My granny was born in Schlesien (now southern Poland) and came as refugee to the area in Germany where I now live. Having lost her husband in World War 2, she had to bring up four children (my mother among them) on her own, which can´t have been easy in post-war Germany. So she could tell a thing or two about scarcity, and like your granny she would never waste a thing, she would even cut off the mold and eat the rest of the bread instead of throwing it on the compost (yes, she was a gardener, too).
I´m guessing that many people of their generation had that kind of attitude because they knew what hard work and hardship means and were therefore grateful for all comforts they could get and content with much less than what goes for a normal lifestyle today – and I can´t shake the feeling that we and all that come after us will need to learn that kind of thinking again.
greetings
Frank from Germany
Hello Frank From Germany,
Thank you for sharing your story. I’m sure there are many of our generation that have had similar experiences. I wonder if there isn’t something about scarcity and hardship that strips away the non-essential parts of us leaving what is necessary and real and making us thankful to have survived.

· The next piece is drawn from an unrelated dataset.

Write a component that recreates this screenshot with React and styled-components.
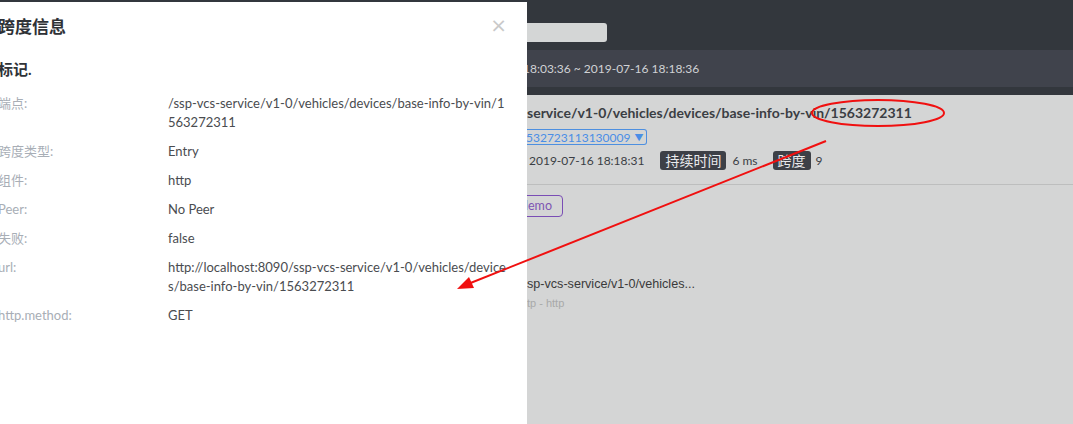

Once living in Phoenix, AZ I saw a couple that looked to be in their 60’s out on the roof of a house putting on new shingles. The temperature was over 110 and not a cloud in the sky. Like many natives of Arizona their skin was browned by the sun and they had not an ounce of extra fat, tendons visible on arms and legs. I thought about all the soft bodied light skinned folks like me rushing to get back inside to air conditioned comfort, cursing the heat.
People living in the modern developed world have gotten accustomed to luxuries in our life compared to our grandparents. And even when things have been tough, by comparison they have probably been fairly easy. It’s likely to be different in the future, but it’s good we remember and admire the fortitude of our grandparents. It gives us more strength I think.